Table 1: Large incumbents swallowing smaller innovators

Large player diversification

Europe’s incumbent utilities and producers have large centralised asset bases, focused in most cases on production and consumption of hydrocarbons.

The hydrocarbon based businesses of these companies may remain profitable for decades, particularly gas & LNG portfolios as demand grows in developing markets. But boardrooms are increasingly focusing on three key risks to long term margin and growth potential:

  1. Decarbonisation
  2. Decentralisation
  3. Rapid technology innovation

These risks are driving large incumbent players to gradually transition their business models. This is happening via a shift in focus to new growth areas including renewables, distributed energy, trading, LNG, hydrogen and energy services. Four case studies of business model transition are shown in Diagram 1.

Diagram 1: Case studies in business model transition

The diagram also highlights the important role that the acquisition of small companies is playing in facilitating business model transitions. Innovative smaller companies represent relatively ‘cheap options’ for large incumbents looking to diversify and grow. Acquisition can also provide an accelerated ramp up in customer relationships, technology & software and specialist expertise.

But successful acquisition & integration can be challenging. The more rigid governance structures and bureaucracy of large utilities & producers can often undermine the innovative success of a standalone smaller player. It can also be difficult to integrate the management, culture and skill sets of new business areas with the much larger existing core businesses, as evidenced by the previous attempts of oil majors to break into renewable energy.

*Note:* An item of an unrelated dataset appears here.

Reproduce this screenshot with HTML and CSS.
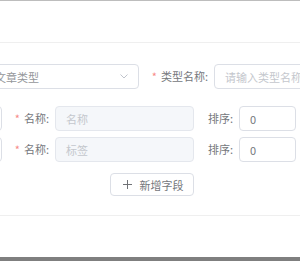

If these integration hurdles can be overcome, large incumbents can provide three key things that unlock value: (i) access to capital and corporate resources to facilitate scaling (ii) the commercial capability to manage market risk and (iii) the ability to influence policy makers. It is those drivers and a continued appetite for diversification that are likely to support a continuation of the current acquisition trend.